宋:因為有的孩子憑他的實力和水準,他的排名不應該在現在這樣的位置,或者是有的不應該被淘汰。
中國音樂學院每年全國文化統考前都要對考生進行藝術專業的初試和複試,只有通過專業初試和複試的考生才能拿到參加文化課考試的通知。宋飛說,今年的二胡複試結果出來後,她發現許多學生的專業得分與他們現場的表現反差極大,考試中有重大失誤的孩子排名靠前,而在考場上表現很優秀的孩子卻被打了低分,面臨淘汰。
記者:你當時看到結果心裏什麼反應?
宋:我覺得是黑白顛倒。
記者:你知道你是一個有聲譽跟地位的音樂家,你面對我們鏡頭就意味著要把你自己推到輿論的風口浪尖上,你為什麼決定對著鏡頭說出來?

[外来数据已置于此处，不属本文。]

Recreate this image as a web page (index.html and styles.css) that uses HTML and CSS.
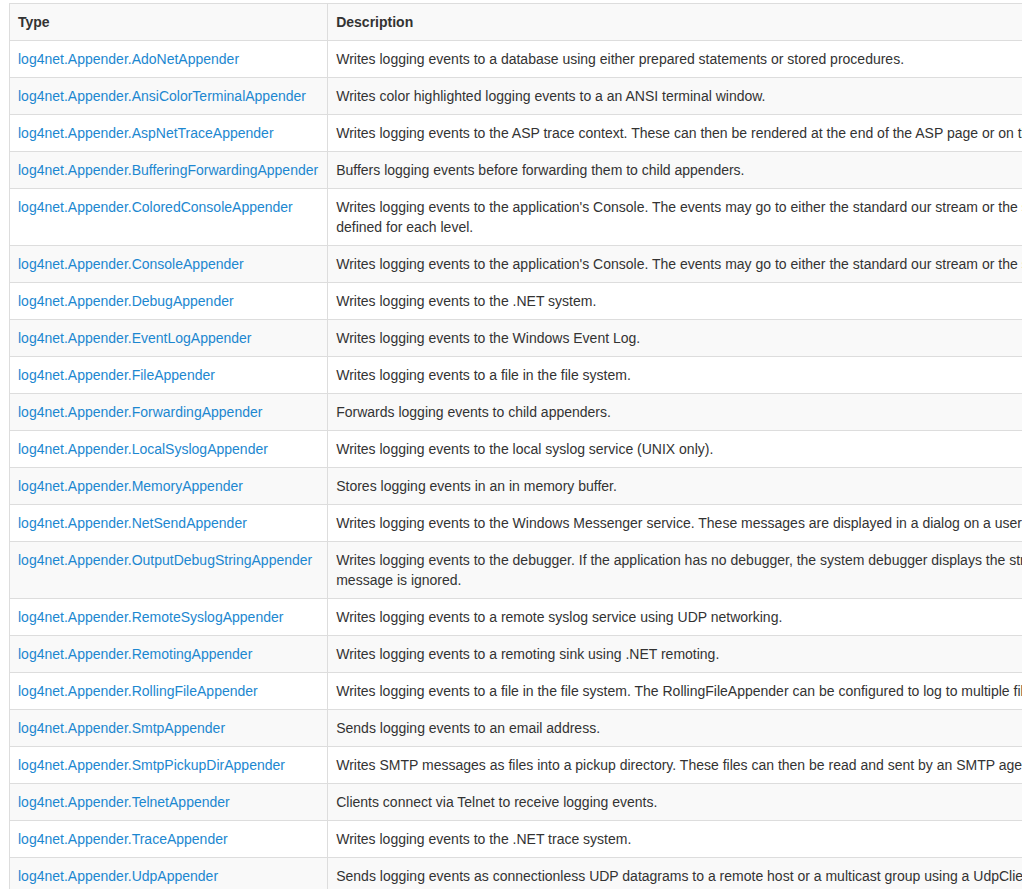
FILE: index.html
```html
<!DOCTYPE html>
<html lang="en">
<head>
<meta charset="UTF-8" />
<title>log4net Appenders</title>
<link rel="stylesheet" href="styles.css">
</head>
<body>

<div class="content">
  <table class="appenders">
    <tr>
      <th class="type">Type</th>
      <th class="desc">Description</th>
    </tr>
    <tr>
      <td class="type"><a href="#">log4net.Appender.AdoNetAppender</a></td>
      <td class="desc">Writes logging events to a database using either prepared statements or stored procedures.</td>
    </tr>
    <tr>
      <td class="type"><a href="#">log4net.Appender.AnsiColorTerminalAppender</a></td>
      <td class="desc">Writes color highlighted logging events to a an ANSI terminal window.</td>
    </tr>
    <tr>
      <td class="type"><a href="#">log4net.Appender.AspNetTraceAppender</a></td>
      <td class="desc">Writes logging events to the ASP trace context. These can then be rendered at the end of the ASP page or on the ASP trace page.</td>
    </tr>
    <tr>
      <td class="type"><a href="#">log4net.Appender.BufferingForwardingAppender</a></td>
      <td class="desc">Buffers logging events before forwarding them to child appenders.</td>
    </tr>
    <tr>
      <td class="type"><a href="#">log4net.Appender.ColoredConsoleAppender</a></td>
      <td class="desc">Writes logging events to the application's Console. The events may go to either the standard our stream or the standard error stream. The events may have configurable text and background colors defined for each level.</td>
    </tr>
    <tr>
      <td class="type"><a href="#">log4net.Appender.ConsoleAppender</a></td>
      <td class="desc">Writes logging events to the application's Console. The events may go to either the standard our stream or the standard error stream.</td>
    </tr>
    <tr>
      <td class="type"><a href="#">log4net.Appender.DebugAppender</a></td>
      <td class="desc">Writes logging events to the .NET system.</td>
    </tr>
    <tr>
      <td class="type"><a href="#">log4net.Appender.EventLogAppender</a></td>
      <td class="desc">Writes logging events to the Windows Event Log.</td>
    </tr>
    <tr>
      <td class="type"><a href="#">log4net.Appender.FileAppender</a></td>
      <td class="desc">Writes logging events to a file in the file system.</td>
    </tr>
    <tr>
      <td class="type"><a href="#">log4net.Appender.ForwardingAppender</a></td>
      <td class="desc">Forwards logging events to child appenders.</td>
    </tr>
    <tr>
      <td class="type"><a href="#">log4net.Appender.LocalSyslogAppender</a></td>
      <td class="desc">Writes logging events to the local syslog service (UNIX only).</td>
    </tr>
    <tr>
      <td class="type"><a href="#">log4net.Appender.MemoryAppender</a></td>
      <td class="desc">Stores logging events in an in memory buffer.</td>
    </tr>
    <tr>
      <td class="type"><a href="#">log4net.Appender.NetSendAppender</a></td>
      <td class="desc">Writes logging events to the Windows Messenger service. These messages are displayed in a dialog on a users terminal.</td>
    </tr>
    <tr>
      <td class="type"><a href="#">log4net.Appender.OutputDebugStringAppender</a></td>
      <td class="desc">Writes logging events to the debugger. If the application has no debugger, the system debugger displays the string. If the application has no debugger and the system debugger is not active, the message is ignored.</td>
    </tr>
    <tr>
      <td class="type"><a href="#">log4net.Appender.RemoteSyslogAppender</a></td>
      <td class="desc">Writes logging events to a remote syslog service using UDP networking.</td>
    </tr>
    <tr>
      <td class="type"><a href="#">log4net.Appender.RemotingAppender</a></td>
      <td class="desc">Writes logging events to a remoting sink using .NET remoting.</td>
    </tr>
    <tr>
      <td class="type"><a href="#">log4net.Appender.RollingFileAppender</a></td>
      <td class="desc">Writes logging events to a file in the file system. The RollingFileAppender can be configured to log to multiple files based upon date or file size constraints.</td>
    </tr>
    <tr>
      <td class="type"><a href="#">log4net.Appender.SmtpAppender</a></td>
      <td class="desc">Sends logging events to an email address.</td>
    </tr>
    <tr>
      <td class="type"><a href="#">log4net.Appender.SmtpPickupDirAppender</a></td>
      <td class="desc">Writes SMTP messages as files into a pickup directory. These files can then be read and sent by an SMTP agent such as the IIS SMTP agent.</td>
    </tr>
    <tr>
      <td class="type"><a href="#">log4net.Appender.TelnetAppender</a></td>
      <td class="desc">Clients connect via Telnet to receive logging events.</td>
    </tr>
    <tr>
      <td class="type"><a href="#">log4net.Appender.TraceAppender</a></td>
      <td class="desc">Writes logging events to the .NET trace system.</td>
    </tr>
    <tr>
      <td class="type"><a href="#">log4net.Appender.UdpAppender</a></td>
      <td class="desc">Sends logging events as connectionless UDP datagrams to a remote host or a multicast group using a UdpClient.</td>
    </tr>
  </table>
</div>

</body>
</html>
```

FILE: styles.css
```css
* {
  box-sizing: border-box;
}
body {
  margin: 0;
  font-family: 'Liberation Sans', Arial, Helvetica, sans-serif;
  font-size: 14px;
  line-height: 20px;
  color: #333;
  background: #fff;
  overflow: hidden;
}
.content {
  padding: 3px 0 0 9px;
}
.appenders {
  width: max-content;
  border-collapse: collapse;
  border: 1px solid #ddd;
}
.appenders th,
.appenders td {
  padding: 8px;
  border: 1px solid #ddd;
  text-align: left;
  vertical-align: top;
}
.appenders th {
  font-weight: 700;
}
.appenders tr:nth-child(odd) {
  background: #f9f9f9;
}
.appenders .type {
  white-space: nowrap;
  padding-right: 9px;
}
.appenders .desc {
  width: 1238px;
}
.appenders a {
  color: #1c87d0;
  text-decoration: none;
}
```
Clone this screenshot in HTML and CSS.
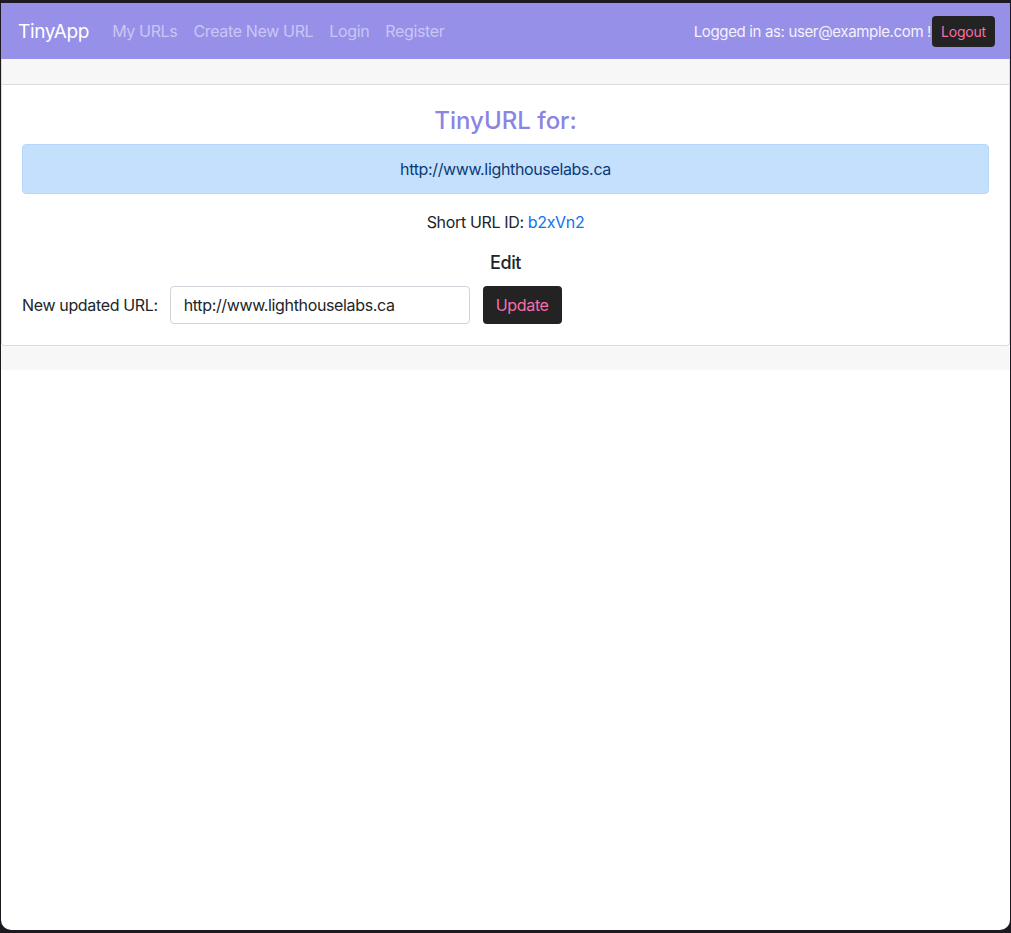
FILE: index.html
```html
<!DOCTYPE html>
<html>
<head>
<meta charset="utf-8">
<title>TinyApp</title>
<link rel="stylesheet" href="styles.css">
</head>
<body>
<div class="window">
  <nav class="navbar">
    <a class="brand" href="#">TinyApp</a>
    <div class="nav-links">
      <a href="#">My URLs</a>
      <a href="#">Create New URL</a>
      <a href="#">Login</a>
      <a href="#">Register</a>
    </div>
    <div class="nav-user">
      <span class="logged">Logged in as: user@example.com !</span>
      <button class="btn-logout">Logout</button>
    </div>
  </nav>
  <div class="card">
    <div class="card-header"></div>
    <div class="card-body">
      <h3 class="title">TinyURL for:</h3>
      <div class="alert">http://www.lighthouselabs.ca</div>
      <p class="short">Short URL ID: <a href="#">b2xVn2</a></p>
      <h5 class="edit">Edit</h5>
      <form class="form-row">
        <label>New updated URL:</label>
        <input type="text" value="http://www.lighthouselabs.ca">
        <button type="button" class="btn-update">Update</button>
      </form>
    </div>
  </div>
  <div class="footer"></div>
</div>
</body>
</html>
```

FILE: styles.css
```css
* { box-sizing: border-box; }
html, body { margin: 0; height: 100%; }
body {
  background: #1c1a20;
  font-family: Inter, "Noto Sans", "Liberation Sans", sans-serif;
  color: #212529;
  font-size: 16px;
  letter-spacing: -0.35px;
  padding: 3px 1px 3px 1px;
}
.window {
  background: #fff;
  height: 927px;
  border-radius: 0 0 10px 10px;
  overflow: hidden;
}
.navbar {
  height: 56px;
  background: #9690e9;
  display: flex;
  align-items: center;
  padding: 0 15px 0 17px;
}
.brand {
  color: #fff;
  text-decoration: none;
  font-size: 19px;
  margin-right: 23px;
}
.nav-links { display: flex; gap: 16px; }
.nav-links a {
  color: #cac6f4;
  text-decoration: none;
  font-size: 16px;
}
.nav-user { margin-left: auto; display: flex; align-items: center; }
.logged { color: #f4f2fc; font-size: 15px; margin-right: 1px; }
.btn-logout {
  background: #232323;
  color: #f66fab;
  border: none;
  border-radius: 4px;
  font-family: inherit;
  font-size: 14px;
  letter-spacing: -0.2px;
  height: 31px;
  padding: 0 9px;
  margin-top: 1px;
}
.card {
  border: 1px solid #dcdcdc;
  border-top: none;
  border-radius: 0 0 4px 4px;
}
.card-header {
  height: 26px;
  background: #f7f7f7;
  border-bottom: 1px solid #dcdcdc;
}
.card-body { padding: 19px 20px 21px 20px; text-align: center; }
.title {
  margin: 0 0 6px;
  font-size: 24px;
  letter-spacing: 0;
  font-weight: 500;
  color: #8a84e3;
  line-height: 34px;
}
.alert {
  background: #c5e0fd;
  border: 1px solid #b6d6fb;
  color: #0b3b78;
  border-radius: 4px;
  height: 50px;
  line-height: 48px;
  font-size: 16px;
  margin-bottom: 15px;
}
.short { margin: 0 0 16px; font-size: 16px; line-height: 26px; }
.short a { color: #0a74f0; text-decoration: none; }
.edit { margin: 0 0 11px; font-size: 18px; font-weight: 500; line-height: 24px; }
.form-row { display: flex; align-items: center; text-align: left; }
.form-row label { font-size: 16px; margin-right: 12px; }
.form-row input {
  width: 300px;
  height: 38px;
  border: 1px solid #ced4da;
  border-radius: 4px;
  padding: 0 13px;
  font-family: inherit;
  font-size: 16px;
  letter-spacing: -0.35px;
  color: #212529;
}
.btn-update {
  margin-left: 13px;
  height: 38px;
  width: 79px;
  background: #232323;
  color: #f66fab;
  border: none;
  border-radius: 4px;
  font-family: inherit;
  font-size: 16px;
  letter-spacing: -0.35px;
}
.footer { height: 24px; background: #f7f7f7; }
```
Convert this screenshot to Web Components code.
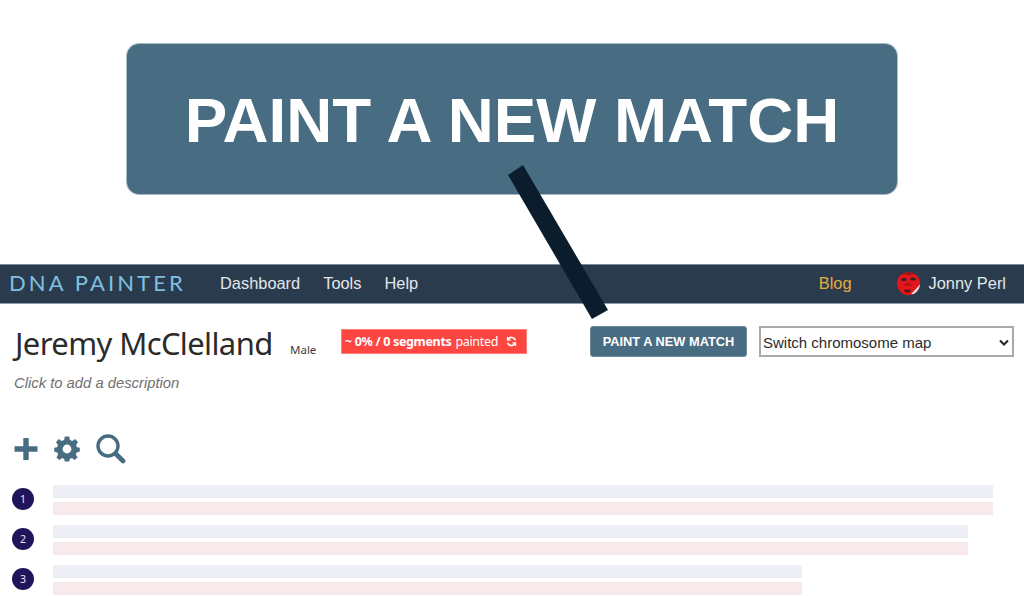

宋:可能是我愛音樂,愛學生,愛教育,而且我的成長過程中沒有遭遇過這些,所以我才有今天。我希望給其他學生帶來我小時候經歷過的那種對明天的希望。
於洋,來自黑龍江密山縣,在這次中國音樂學院的二胡專業複試中,他的成績是不及格,沒有參加文化考試的資格。
關于于洋,宋飛給記者講述了專業初試時發生的一件事。
宋:新來的黨委書記可能來視察我們考試,我說之前有一個考生非常好,你沒聽著。
記者:你說的這個考生是誰?
宋:就是於洋。她說我聽著了,而且我聽旁邊的考生說,這個孩子拉得太好了,我怎麼那麼倒霉,在他後面考,我都不敢考了。所以她說我知道這是一個拉得很好的孩子。
記者:你跟她提到於洋,用意是什麼?
宋:我有點擔心他最後的命運不好。我以前跟你說的那些你很難理解的事情,我想你通過於洋的命運,你會理解的。
記者:那複試的結果你有沒有跟書記談過?
宋:說了。她問我於洋考得怎麼樣。我說他不及格。她說不會吧,我說他真的不及格,他沒有文考資格。她說怎麼可能,我說事實就是這樣。
記者:這樣一個分數,在什麼情況下會造成?
宋:大多數人給他打不及格的分才能把他的成績拉下來。
記者:這個概率高嗎?
宋:在一個學生身上出現就算偶然,但在幾個學生身上都有,那你覺得是偶然的嗎?
孫蕾:瀋陽音樂學院附中學生,她是今年瀋陽音樂學院承諾免試錄取的優秀生。在這次中國音樂學院的複試中,儘管她拿到了文化考試通知,但排名卻在50名之後,這意味著在招收40名學生的前提下,必須有十幾個孩子因故被淘汰或退出,她才有被錄取的機會。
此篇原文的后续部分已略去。